Nell’edizione del cinquantenario le registrazioni unplugged dei 27 demo da cui venne fuori il disco, eseguite a casa di George Harrison
Sessioni nervose: ognuno segue il proprio progetto musicale. Una miscellanea travolgente, con ospiti di rilievo, su tutti Eric Clapton
E sì, perché se i Beatles in quel ’68 erano cambiati, tanto era cambiato nel mondo attorno a loro. In Vietnam sono tempi durissimi, gli americani subiscono a inizio anno l’offensiva del Tet, che imprime una drammatica svolta al conflitto. Ad aprile viene assassinato a Memphis Martin Luther King, a giugno a Los Angeles Bob Kennedy. Disordini e violenze si diffondono nell’ambito delle proteste studentesche in Italia, Francia, Germania. Le tensioni razziali negli Stati Uniti vengono simboleggiate da un’immagine che fa la storia, a ottobre durante la premiazione dei 200 metri piani alle Olimpiadi di Città del Messico, quando gli atleti americani Tommie Smith e John Carlos alzano al cielo un pugno guantato di nero, simbolo del movimento delle Pantere Nere, per porre l’attenzione sul problema delle discriminazioni.
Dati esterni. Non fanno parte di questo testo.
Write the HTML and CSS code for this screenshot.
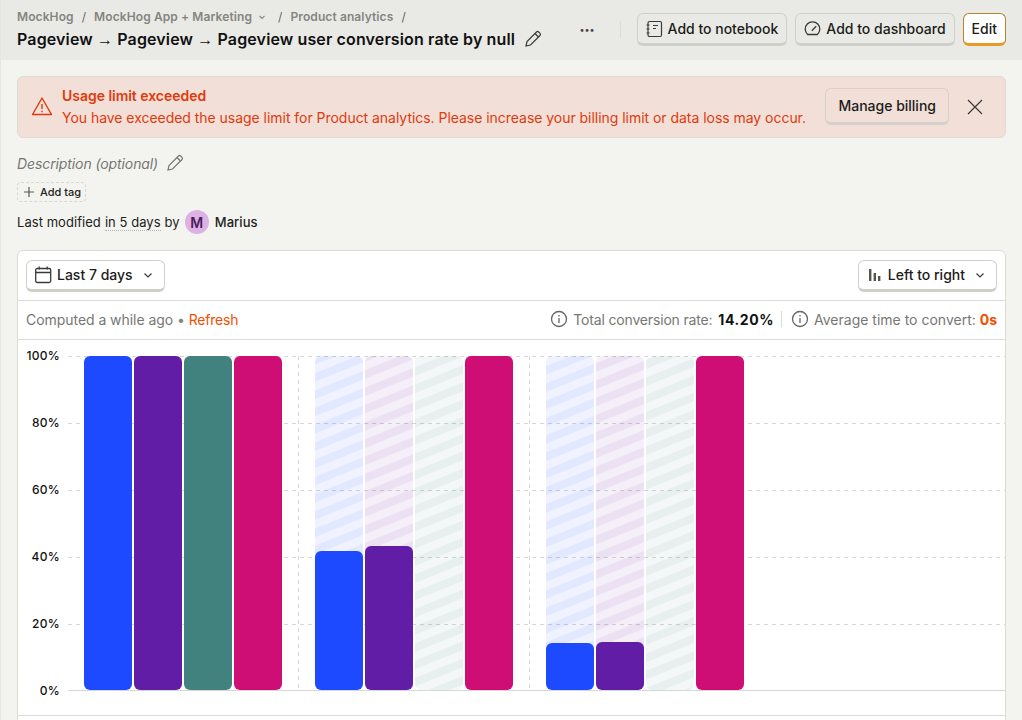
FILE: index.html
```html
<!DOCTYPE html>
<html lang="en">
<head>
    <meta charset="UTF-8" />
    <meta name="viewport" content="width=device-width, initial-scale=1.0" />
    <title>Pageview user conversion rate</title>
    <link rel="stylesheet" href="styles.css">
</head>
<body>

    <header class="topbar">
        <div class="topbar-left">
            <div class="crumbs">
                <span>MockHog</span><span class="sep">/</span>
                <span>MockHog App + Marketing</span>
                <svg class="crumb-caret" width="10" height="10" viewBox="0 0 10 10"><path d="M2.5 4l2.5 2.5L7.5 4" fill="none" stroke="#8a8a85" stroke-width="1.1"/></svg>
                <span class="sep sep-wide">/</span>
                <span>Product analytics</span><span class="sep">/</span>
            </div>
            <div class="title-row">
                <h1>Pageview <span class="arrow">→</span> Pageview <span class="arrow">→</span> Pageview user conversion rate by null</h1>
                <svg width="20" height="20" viewBox="0 0 20 20" fill="none" stroke="#3a3a38" stroke-width="1.2"><path d="M3 17l1-4.5L13.5 3a1.6 1.6 0 0 1 2.2 0l1.3 1.3a1.6 1.6 0 0 1 0 2.2L7.5 16z"/><path d="M12 4.5l3.5 3.5"/></svg>
            </div>
        </div>
        <div class="topbar-right">
            <span class="more">•••</span>
            <span class="divider"></span>
            <button class="btn">
                <svg width="17" height="18" viewBox="0 0 17 18" fill="none" stroke="#3a3a38" stroke-width="1.2"><rect x="2" y="1.5" width="13.5" height="15" rx="1.5"/><path d="M.5 5h3M.5 9h3M.5 13h3M7 5.5h5M7 8.5h3"/></svg>
                Add to notebook
            </button>
            <button class="btn">
                <svg width="17" height="18" viewBox="0 0 17 18" fill="none" stroke="#3a3a38" stroke-width="1.3"><path d="M3.6 14.5h9.8a7.3 7.3 0 1 0-9.8 0z" stroke-linejoin="round"/><path d="M7.8 10.8l4.4-4.6"/></svg>
                Add to dashboard
            </button>
            <button class="btn btn-edit">Edit</button>
        </div>
    </header>

    <main class="content">
        <div class="alert">
            <svg class="alert-icon" width="22" height="22" viewBox="0 0 22 22" fill="none" stroke="#e03a0c" stroke-width="1.4"><path d="M11 3L1.5 19.5h19z" stroke-linejoin="round"/><path d="M11 9v5M11 15.8v1.4"/></svg>
            <div class="alert-text">
                <strong>Usage limit exceeded</strong>
                <p>You have exceeded the usage limit for Product analytics. Please increase your billing limit or data loss may occur.</p>
            </div>
            <button class="btn btn-alert">Manage billing</button>
            <svg class="alert-close" width="16" height="16" viewBox="0 0 16 16" stroke="#3a3a38" stroke-width="1.2"><path d="M1 1l14 14M15 1L1 15"/></svg>
        </div>

        <div class="description">
            <em>Description (optional)</em>
            <svg width="20" height="20" viewBox="0 0 20 20" fill="none" stroke="#777772" stroke-width="1.2"><path d="M3 17l1-4.5L13.5 3a1.6 1.6 0 0 1 2.2 0l1.3 1.3a1.6 1.6 0 0 1 0 2.2L7.5 16z"/><path d="M12 4.5l3.5 3.5"/></svg>
        </div>

        <div class="add-tag">
            <svg width="12" height="12" viewBox="0 0 12 12" stroke="#555" stroke-width="1.2"><path d="M6 1v10M1 6h10"/></svg>
            Add tag
        </div>

        <div class="modified">
            Last modified <span class="dotted">in 5 days</span> by
            <span class="avatar">M</span>
            <span class="author">Marius</span>
        </div>

        <section class="card">
            <div class="card-toolbar">
                <button class="btn btn-white">
                    <svg width="17" height="18" viewBox="0 0 17 18" fill="none" stroke="#3a3a38" stroke-width="1.3"><rect x=".7" y="2.5" width="15" height="14" rx="1.5"/><path d="M.7 6.5h15M4.2 .5v3M12.2 .5v3"/></svg>
                    Last 7 days
                    <svg class="caret" width="12" height="12" viewBox="0 0 12 12"><path d="M2.5 4.5L6 8l3.5-3.5" fill="none" stroke="#3a3a38" stroke-width="1.2"/></svg>
                </button>
                <button class="btn btn-white">
                    <svg width="16" height="16" viewBox="0 0 16 16" fill="#55554f"><rect x="2" y="2" width="2.4" height="12"/><rect x="6.6" y="6" width="2.4" height="8"/><rect x="11" y="9" width="2.4" height="5"/></svg>
                    Left to right
                    <svg class="caret" width="12" height="12" viewBox="0 0 12 12"><path d="M2.5 4.5L6 8l3.5-3.5" fill="none" stroke="#3a3a38" stroke-width="1.2"/></svg>
                </button>
            </div>

            <div class="card-stats">
                <div class="computed">Computed a while ago <span class="dot">•</span> <a>Refresh</a></div>
                <div class="stats">
                    <svg width="18" height="18" viewBox="0 0 18 18" fill="none" stroke="#666660" stroke-width="1.3"><circle cx="9" cy="9" r="7.5"/><path d="M9 8v5M9 5v1.6"/></svg>
                    <span class="stat-label">Total conversion rate: <b class="rate">14.20%</b></span>
                    <span class="stat-sep"></span>
                    <svg width="18" height="18" viewBox="0 0 18 18" fill="none" stroke="#666660" stroke-width="1.3"><circle cx="9" cy="9" r="7.5"/><path d="M9 8v5M9 5v1.6"/></svg>
                    <span>Average time to convert: <b class="time">0s</b></span>
                </div>
            </div>

            <div class="chart">
                <svg width="988" height="375" viewBox="18 340 988 375">
                    <defs>
                        <pattern id="hatch-blue" width="16" height="16" patternUnits="userSpaceOnUse" patternTransform="rotate(-22)">
                            <rect width="16" height="16" fill="#1d4aff" fill-opacity=".066"/><rect width="16" height="8" fill="#1d4aff" fill-opacity=".066"/>
                        </pattern>
                        <pattern id="hatch-purple" width="16" height="16" patternUnits="userSpaceOnUse" patternTransform="rotate(-22)">
                            <rect width="16" height="16" fill="#621da6" fill-opacity=".07"/><rect width="16" height="8" fill="#621da6" fill-opacity=".068"/>
                        </pattern>
                        <pattern id="hatch-green" width="16" height="16" patternUnits="userSpaceOnUse" patternTransform="rotate(-22)">
                            <rect width="16" height="16" fill="#42827e" fill-opacity=".063"/><rect width="16" height="8" fill="#42827e" fill-opacity=".068"/>
                        </pattern>
                    </defs>

                    <g class="grid">
                        <path d="M68 356.5H1005M68 423.5H1005M68 490.5H1005M68 557.5H1005M68 624.5H1005"/>
                        <path d="M298.5 356V690M529.5 356V690"/>
                    </g>

                    <g>
                        <path fill="#1d4aff" d="M84 362a6 6 0 0 1 6-6h36a6 6 0 0 1 6 6v322a6 6 0 0 1-6 6H90a6 6 0 0 1-6-6z"/>
                        <path fill="#621da6" d="M134 362a6 6 0 0 1 6-6h36a6 6 0 0 1 6 6v322a6 6 0 0 1-6 6h-36a6 6 0 0 1-6-6z"/>
                        <path fill="#42827e" d="M184 362a6 6 0 0 1 6-6h36a6 6 0 0 1 6 6v322a6 6 0 0 1-6 6h-36a6 6 0 0 1-6-6z"/>
                        <path fill="#ce0e74" d="M234 362a6 6 0 0 1 6-6h36a6 6 0 0 1 6 6v322a6 6 0 0 1-6 6h-36a6 6 0 0 1-6-6z"/>

                        <path fill="url(#hatch-blue)" d="M315 362a6 6 0 0 1 6-6h36a6 6 0 0 1 6 6v195h-48z"/>
                        <path fill="url(#hatch-purple)" d="M365 362a6 6 0 0 1 6-6h36a6 6 0 0 1 6 6v190h-48z"/>
                        <path fill="url(#hatch-green)" d="M415 362a6 6 0 0 1 6-6h36a6 6 0 0 1 6 6v322a6 6 0 0 1-6 6h-36a6 6 0 0 1-6-6z"/>
                        <path fill="#1d4aff" d="M315 557a6 6 0 0 1 6-6h36a6 6 0 0 1 6 6v127a6 6 0 0 1-6 6h-36a6 6 0 0 1-6-6z"/>
                        <path fill="#621da6" d="M365 552a6 6 0 0 1 6-6h36a6 6 0 0 1 6 6v132a6 6 0 0 1-6 6h-36a6 6 0 0 1-6-6z"/>
                        <path fill="#ce0e74" d="M465 362a6 6 0 0 1 6-6h36a6 6 0 0 1 6 6v322a6 6 0 0 1-6 6h-36a6 6 0 0 1-6-6z"/>

                        <path fill="url(#hatch-blue)" d="M546 362a6 6 0 0 1 6-6h36a6 6 0 0 1 6 6v287h-48z"/>
                        <path fill="url(#hatch-purple)" d="M596 362a6 6 0 0 1 6-6h36a6 6 0 0 1 6 6v286h-48z"/>
                        <path fill="url(#hatch-green)" d="M646 362a6 6 0 0 1 6-6h36a6 6 0 0 1 6 6v322a6 6 0 0 1-6 6h-36a6 6 0 0 1-6-6z"/>
                        <path fill="#1d4aff" d="M546 649a6 6 0 0 1 6-6h36a6 6 0 0 1 6 6v35a6 6 0 0 1-6 6h-36a6 6 0 0 1-6-6z"/>
                        <path fill="#621da6" d="M596 648a6 6 0 0 1 6-6h36a6 6 0 0 1 6 6v36a6 6 0 0 1-6 6h-36a6 6 0 0 1-6-6z"/>
                        <path fill="#ce0e74" d="M696 362a6 6 0 0 1 6-6h36a6 6 0 0 1 6 6v322a6 6 0 0 1-6 6h-36a6 6 0 0 1-6-6z"/>
                    </g>

                    <path class="baseline" d="M68 690.5H1005"/>

                    <g class="ticks">
                        <text x="60" y="360">100%</text>
                        <text x="60" y="427">80%</text>
                        <text x="60" y="494">60%</text>
                        <text x="60" y="561">40%</text>
                        <text x="60" y="628">20%</text>
                        <text x="60" y="695">0%</text>
                    </g>
                </svg>
            </div>
            <div class="card-foot"></div>
        </section>
    </main>

</body>
</html>
```

FILE: styles.css
```css
* {
    box-sizing: border-box;
}

html, body {
    height: 100%;
}

body {
    margin: 0;
    height: 720px;
    overflow: hidden;
    font-family: Inter, 'Noto Sans', sans-serif;
    background: #f3f4ef;
    color: #111;
    border-left: 1px solid #e5e6e0;
}

.topbar {
    display: flex;
    justify-content: space-between;
    align-items: center;
    height: 60px;
    padding: 0 16px 1px;
    background: #e9eae5;
}

.crumbs {
    display: flex;
    align-items: center;
    font-size: 12px;
    font-weight: 600;
    letter-spacing: 0.1px;
    color: #85857f;
    line-height: 16px;
    margin-bottom: 3px;
}

.sep {
    margin: 0 8px;
    font-weight: 400;
    color: #666;
}

.sep:last-child {
    margin-right: 0;
}

.crumb-caret {
    margin-left: 5px;
}

.sep-wide {
    margin-left: 11px;
}

.title-row {
    display: flex;
    align-items: center;
    gap: 8px;
}

h1 {
    margin: 0;
    font-size: 16px;
    line-height: 22px;
    font-weight: 600;
    letter-spacing: 0.13px;
    color: #111;
}

.arrow {
    font-family: 'Liberation Sans', sans-serif;
    font-weight: 400;
}

.topbar-right {
    display: flex;
    align-items: center;
    gap: 8px;
}

.more {
    font-size: 9px;
    color: #444;
    margin-right: 17px;
}

.divider {
    width: 1px;
    height: 17px;
    background: #dcdcd6;
    margin-right: 8px;
}

button.btn {
    display: inline-flex;
    align-items: center;
    gap: 5px;
    height: 33px;
    padding: 0 8px;
    font-family: inherit;
    font-size: 14px;
    font-weight: 450;
    color: #1c1c1a;
    background: #e9eae5;
    border: 1px solid #d0d0ca;
    border-bottom: 3px solid #cfcfca;
    border-radius: 6px;
}

button.btn-edit {
    background: #fff;
    border-color: #b9822c;
    border-bottom-color: #e79b23;
}

.content {
    padding: 16px 16px 0;
}

.alert {
    display: flex;
    align-items: center;
    height: 62px;
    padding: 0 12px 0 13px;
    background: #f1dfd8;
    border: 1px solid #e6d8d2;
    border-radius: 6px;
    color: #e03a0c;
}

.alert-icon {
    margin-bottom: 3px;
}

.alert-text {
    margin: 0 0 2px 9px;
    flex: 1;
    font-size: 14px;
    line-height: 21px;
    letter-spacing: -0.035px;
}

.alert-text strong {
    display: block;
    font-weight: 600;
}

.alert-text p {
    margin: 1px 0 0;
}

button.btn-alert {
    background: #f1dfd8;
    height: 37px;
    margin-bottom: 2px;
    padding: 0 12px;
    border-color: #d8d0cb;
    border-bottom-color: #d6cfcb;
}

.alert-close {
    margin: 0 10px 0 18px;
}

.description {
    display: flex;
    align-items: center;
    gap: 7px;
    height: 20px;
    margin-top: 15px;
    font-size: 14px;
    letter-spacing: -0.1px;
    color: #777772;
}

.add-tag {
    display: inline-flex;
    align-items: center;
    gap: 5px;
    height: 20px;
    margin-top: 9px;
    padding: 0 4px 0 5px;
    font-size: 11px;
    font-weight: 450;
    color: #222;
    border: 1px dashed #d8d8d2;
    border-radius: 4px;
}

.modified {
    display: flex;
    align-items: center;
    gap: 4px;
    margin-top: 8px;
    height: 24px;
    font-size: 13px;
    letter-spacing: 0.05px;
    color: #222;
}

.dotted {
    border-bottom: 1px dotted #b5b5ae;
}

.avatar {
    display: flex;
    align-items: center;
    justify-content: center;
    width: 24px;
    height: 24px;
    margin-left: 1px;
    border-radius: 50%;
    background: #dcb1e3;
    color: #4a1e5e;
    font-size: 14px;
    font-weight: 600;
}

.author {
    margin-left: 2px;
    font-weight: 450;
}

.card {
    margin-top: 16px;
    width: 989px;
    background: #fff;
    border: 1px solid #dcdcd6;
    border-radius: 6px 6px 0 0;
}

.card-toolbar {
    display: flex;
    justify-content: space-between;
    align-items: center;
    height: 50px;
    padding: 0 8px;
    border-bottom: 1px solid #dcdcd6;
}

button.btn-white {
    background: #fff;
    height: 32px;
    padding: 0 10px 0 8px;
}

.caret {
    margin-left: 4px;
}

.card-stats {
    display: flex;
    justify-content: space-between;
    align-items: center;
    height: 39px;
    padding: 0 8px 2px;
    font-size: 14px;
    color: #777772;
    border-bottom: 1px solid #dcdcd6;
}

.computed {
    letter-spacing: -0.05px;
}

.computed a {
    letter-spacing: -0.2px;
    color: #f54e00;
}

.dot {
    color: #85857f;
}

.stats {
    display: flex;
    align-items: center;
    gap: 5px;
}

.stat-label {
    letter-spacing: -0.16px;
}

.rate {
    margin-left: 2px;
    color: #111;
    font-weight: 700;
    letter-spacing: 0.6px;
}

.time {
    color: #f54e00;
    font-weight: 700;
}

.stat-sep {
    width: 1px;
    height: 16px;
    margin: 0 4px 0 2px;
    background: #dcdcd6;
}

.chart {
    height: 375px;
}

.chart svg {
    display: block;
}

.grid path {
    fill: none;
    stroke: #d8d8d2;
    stroke-width: 1;
    stroke-dasharray: 4 4;
}

.baseline {
    fill: none;
    stroke: #d8d8d2;
    stroke-width: 1;
}

.ticks text {
    font-family: Inter, sans-serif;
    font-size: 12px;
    font-weight: 450;
    letter-spacing: 0.3px;
    fill: #111;
    text-anchor: end;
}

.card-foot {
    height: 20px;
    border-top: 1px solid #dcdcd6;
}
```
Quelle Pantere Nere presso le quali diventerà popolare, quasi un inno, proprio una delle tracce dell’Album Bianco, Blackbird, ballata di McCartney che parla di un merlo ma forse – raccontò lo stesso autore anni dopo – di una ragazza nera che vuole mettere le ali e riprendersi la libertà.
Il bianco del doppio dei Beatles, insomma, azzera i colori variopinti di Pepper’s e di Magical Mistery Tour, i due precedenti dischi, i colori accesi del ’67, dell’amore universale e dell’ottimismo, introducendo idealmente in quell’ultimo scorcio di anni Sessanta in cui la spinta di positività si esaurirà, per traghettare i giovani, di cui i Beatles erano stati icone e modelli, verso un’epoca nuova, di smarrimento e inquietudine. Il passaggio finale si consumerà di lì a poco, nel 1969, nell’agosto di Woodstock, che fu forse il capolinea con i giochi d’artificio dell’utopia del peace and love, giungendo solo una manciata di giorni dopo il massacro di Cielo Drive, Los Angeles, quando la “Famiglia” dei seguaci hippy di Manson massacrò l’attrice Sharon Tate, moglie del regista Roman Polanski, all’ottavo mese di gravidanza, e altre quattro persone. Era la notte tra l’8 e il 9 agosto. L’indomani altri due brutali assassini della Family: Pasqualino “Leno” LaBianca e la moglie Rosemary furono trucidati con decine di coltellate nella loro villa di Los Feliz, sempre a Los Angeles.
In quella tremenda estate del 1969 erano proprio le note del White Album a rimbombare nella mente malata di Manson, il killer morto a novembre dell’anno scorso dopo 47 anni di detenzione. Con il sangue delle vittime furono scritte sulle pareti “Helter Skelter” e “Piggies”, titoli di canzoni del disco. Che Manson, musicista incompreso con numerosi precedenti penali e abilità da manipolatore, aveva acquistato poco dopo l’uscita, alla fine del ’68. Durante le sedute con i suoi adepti diceva che l’opera dei Beatles “gli stava parlando”, indicandogli profeticamente una apocalisse ventura. I Beatles nella sua mente divennero così i quattro cavalieri dell’apocalisse che preannunciavano uno scontro razziale tra bianchi e neri. E quando nel 1988, vent’anni dopo l’uscita del Bianco, gli U2 inserirono la loro cover di Helter Skelter nel disco Rattle and Hum, Bono Vox introdusse il pezzo, registrato live negli Stati Uniti, con una puntualizzazione: “Questa è una canzone che Charles Manson rubò ai Beatles. Noi ce la riprendiamo”.
Non potevano certo immaginare i quattro ragazzi di Liverpool che i loro versi sarebbero finiti in fatti di cronaca talmente cruenti, che segnarono profondamente la storia del movimento giovanile. Ma quello che i quattro realizzarono in quel 1968, nei quasi cinque mesi di registrazione che partorirono l’Album Bianco, scrisse per quanto in parte inconsapevolmente l’inizio della fine di un’epoca che i Beatles più di chiunque altro avevano incarnato, la favola di ottimismo e speranza degli anni Sessanta. E dire che tra le trenta tracce dell’immortale album, amore e positività non mancano, soprattutto – come sempre – nel materiale di McCartney. Dalla ballata romantica I will alla bucolica Mother Nature’s son, dalla spensierata Ob-la-di Ob-la-da alla soave Martha my dear, ispirata al cane di Paul, un bobtail. E tra questo tripudio di canzoni così slegate l’una dall’altra, ce n’è persino una che è una preghiera a tutti gli effetti. La citata, a principio di articolo, Long, long, long, scritta da Harrison parlando con Dio, una ballata di straordinaria delicatezza e intensità, in cui la voce del chitarrista folgorato dalle religioni orientali, dialoga in uno scambio virile e pieno di pathos con la batteria del grande amico Ringo. It took a long long long time, canta Harrison. C’è voluto tanto tempo. Cinquant’anni esatti, tra pochi giorni. Il tempo sufficiente per mettere a fuoco la portata storica di un disco senza nome. E senza tempo.